About the taste, well it is seriously delicious that the beef is so juicy you can feel and smell the aroma of the beef and you think the cow still alive. Haha, kidding, but the point is, I want to say that umm, this restaurant can offer you tastier and super duper delicious burger compare to other fast food outlets such as McD and BK especially. Even their meat is thicker and softer and no doubt aaargghhhhh, super delicious I can tell you. Like seriously I’ve been to this outlet since last semester (and I am still going) and no doubt, they are still the best. And it is proudly own by a Malaysian. If you want to go there, go early as they close at 10pm, what a lame.

Failed June

If you read my last post, you know what I am supposed to do between this post and that post, well everything that I’ve planned before failed miserably. Now I am out of time to do everything, the report, the home duties, the assignments. Well it may look not so many but being RinG as I am, that’s already a lot for me.

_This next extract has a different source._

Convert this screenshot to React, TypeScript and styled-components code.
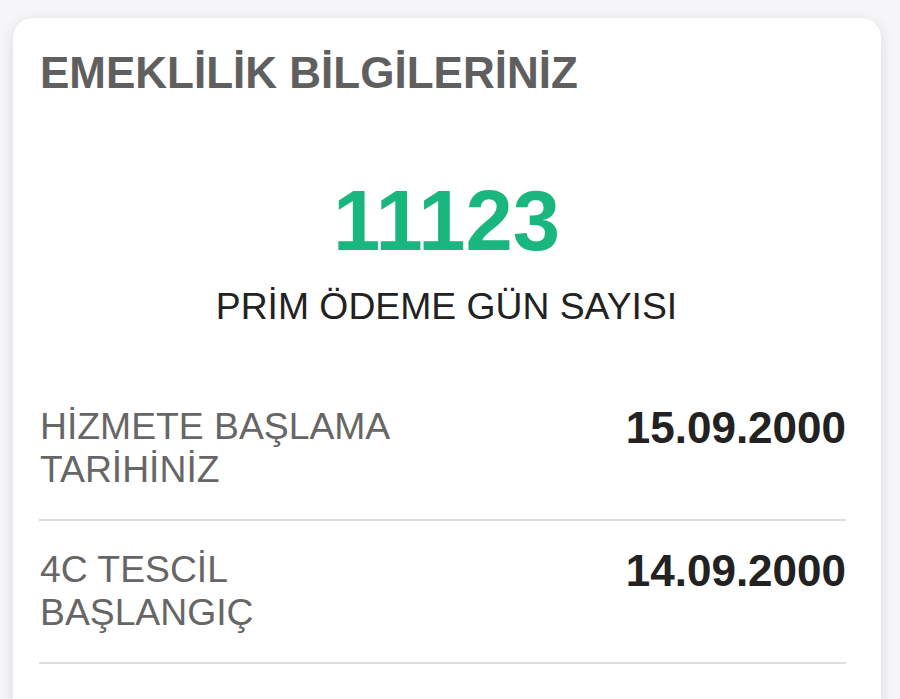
import React from 'react';
import styled, { createGlobalStyle } from 'styled-components';

const GlobalStyle = createGlobalStyle`
  html, body {
    margin: 0;
    padding: 0;
    background: #f6f6f8;
    font-family: 'Liberation Sans', Arial, sans-serif;
  }
`;

const Page = styled.div`
  padding: 18px 19px 0 13px;
  height: 699px;
  box-sizing: border-box;
  overflow: hidden;
`;

const Card = styled.section`
  background: #fff;
  border-radius: 20px;
  box-shadow: 0 4px 14px rgba(40, 40, 70, 0.14);
  padding: 30px 35px 80px 26px;
`;

const Title = styled.h1`
  margin: 0;
  font-size: 44px;
  line-height: 50px;
  font-weight: 700;
  color: #5f5f5f;
  padding-left: 1px;
`;

const Summary = styled.div`
  display: flex;
  flex-direction: column;
  align-items: center;
  margin-top: 81px;
`;

const BigNumber = styled.div`
  font-size: 85px;
  line-height: 84px;
  font-weight: 700;
  color: #19b67d;
  letter-spacing: 0;
  padding-left: 8px;
`;

const Caption = styled.div`
  margin-top: 22px;
  font-size: 37.3px;
  line-height: 43px;
  color: #222;
  padding-left: 8px;
`;

const List = styled.div`
  margin-top: 50px;
  display: flex;
  flex-direction: column;
`;

const Row = styled.div`
  display: flex;
  justify-content: space-between;
  align-items: flex-start;
  padding: 27px 0 28px;
  border-bottom: 2px solid #dedede;
`;

const Label = styled.div`
  font-size: 37.3px;
  line-height: 43px;
  color: #666;
  padding-left: 1px;
  max-width: 400px;
`;

const Value = styled.div`
  font-size: 44px;
  line-height: 50px;
  font-weight: 700;
  color: #222;
  margin-top: -2px;
`;

const rows = [
  { label: ['HİZMETE BAŞLAMA', 'TARİHİNİZ'], value: '15.09.2000' },
  { label: ['4C TESCİL', 'BAŞLANGIÇ'], value: '14.09.2000' },
];

export default function App() {
  return (
    <>
      <GlobalStyle />
      <Page>
        <Card>
          <Title>EMEKLİLİK BİLGİLERİNİZ</Title>
          <Summary>
            <BigNumber>11123</BigNumber>
            <Caption>PRİM ÖDEME GÜN SAYISI</Caption>
          </Summary>
          <List>
            {rows.map((r) => (
              <Row key={r.value}>
                <Label>
                  {r.label[0]}
                  <br />
                  {r.label[1]}
                </Label>
                <Value>{r.value}</Value>
              </Row>
            ))}
          </List>
        </Card>
      </Page>
    </>
  );
}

And in this my very last week of internship, my last week of semester break, I can conclude this is the busiest break I ever have. I’ve spent my weekends mostly out of Kelantan (only twice remember I’ve spent my weekends at home). Busy huh? Well, I love travelling and the outcome is I’ve skipped my internship day for 5 times and it counts as a week.

Boring story huh? Well this is what I call a desperate post! So, this is it, an update. Enjoy my pren! Got to continue writing report.